The chief fault of the law is its failure to define whether national, provincial or local governments should pay for education spending. The 1986 law vaguely stipulates that the government should be responsible for the operating expenses and construction investment needed by the education system, without defining who should pay. It has been a recipe for disaster. In reality, most of the burden falls upon poor farmers, who pay for the education system through agricultural taxes and educational fees. According to a 2002 survey by the State Council’s Development Research Center, below-county level governments pay for 78 percent of compulsory education costs, county-level governments pay 9 percent, provincial-level governments pay 11 percent, and the central government contributes less than 2 percent.

According to analysts, inadequate funding causes high dropout rates in poorer regions. The Ministry of Education estimates that about 7.17 million young people have not attended all nine years of compulsory education. Ding Yanqing with Peking University’s School of Education said the real number is more than 10 million.

On June 7 the Ministry of Education submitted the new revisions to the State Council and the National People’s Congress Standing Committee held panel meetings to review the draft on September 16 and October 10. Analysts say that if everything goes smoothly, the 71-article, 7,000-word law will be passed during the National People’s Congress’ national sessions next March.

The ongoing rural fee-to-tax reform, aimed at getting rid of high fees on farmers, has pushed the education law revisions to the top of the agenda. The reform may reduce the local burden for education costs, leading to a gap in education funding. "The funding process must be changed," said Wang Dinghua, director of the General Office of the Ministry of Education’s Basic Education Department.

Thirteen articles of the revised law deal with "the guaranteeing of funds for education." They emphasize cost-sharing between the central, provincial, above-county-level and county-level governments. The revised law also requires education funds to be singled out in transfer payments between different levels of government. Currently the funds earmarked for compulsory education spending is not set apart from the rest of the transfer. Also, Article 38 of the draft entitles the county-level government to independently draft their educational budgets in accordance with the funding from the provincial and central government. Budget independence should allow local governments to make their own educational priorities and prevent the provincial and central government from tying education funding to the promotion of pet projects.
Analysts are not sure whether the revised law will be enough to save China’s compulsory education system.

Ding Yanqing said: "It is a progress for the new draft to require the central and provincial governments to shoulder more responsibility. But it is still not very clear regarding the issue of sources of funding, meaning the law does not solve the fundamental problem."

An official from the Ministry of Education said changes in educational funding is closely related to the existing fiscal and budgetary systems. Some analysts say the Ministry of Finance considers it necessary to change the current Budgetary Law and draft a new transfer law to pass the revised education law. If the Ministry of Finance successfully raises these objections, it could delay passage of the revised education law. The Ministry of Finance may object to the new transfers on efficiency grounds.
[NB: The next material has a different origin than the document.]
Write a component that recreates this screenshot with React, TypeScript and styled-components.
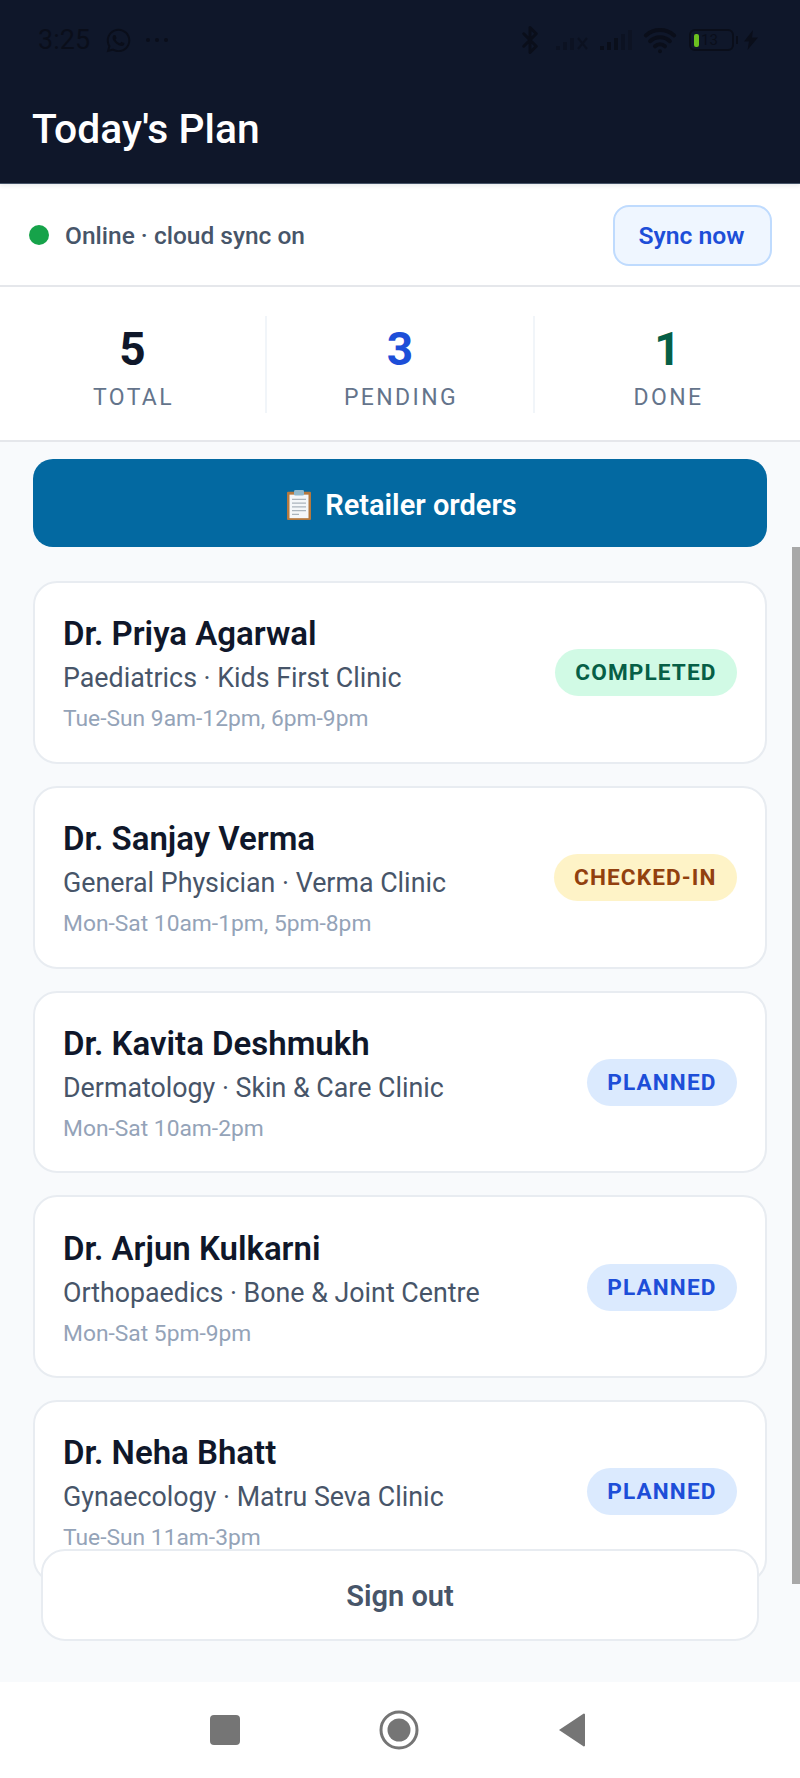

But as China does not have a measure for the quality of compulsory education, it is difficult to gauge the efficiency of educational spending.

Experts also suggest that making education fund allocation transparent should be a top priority. Ye Ping, with the Hubei Education Science Research Institute, said: "how much of the transfer payment is earmarked for compulsory education by the county governments is always a secret." Wei Xiangchi, a researcher at the China National Institute for Educational Research, said: "Only three people know - the Party secretary of the county, the administrative head of the county, and the director of county bureau of finance. To effectively solve the problem of inadequate educational funding, the allocation mechanism must be more transparent."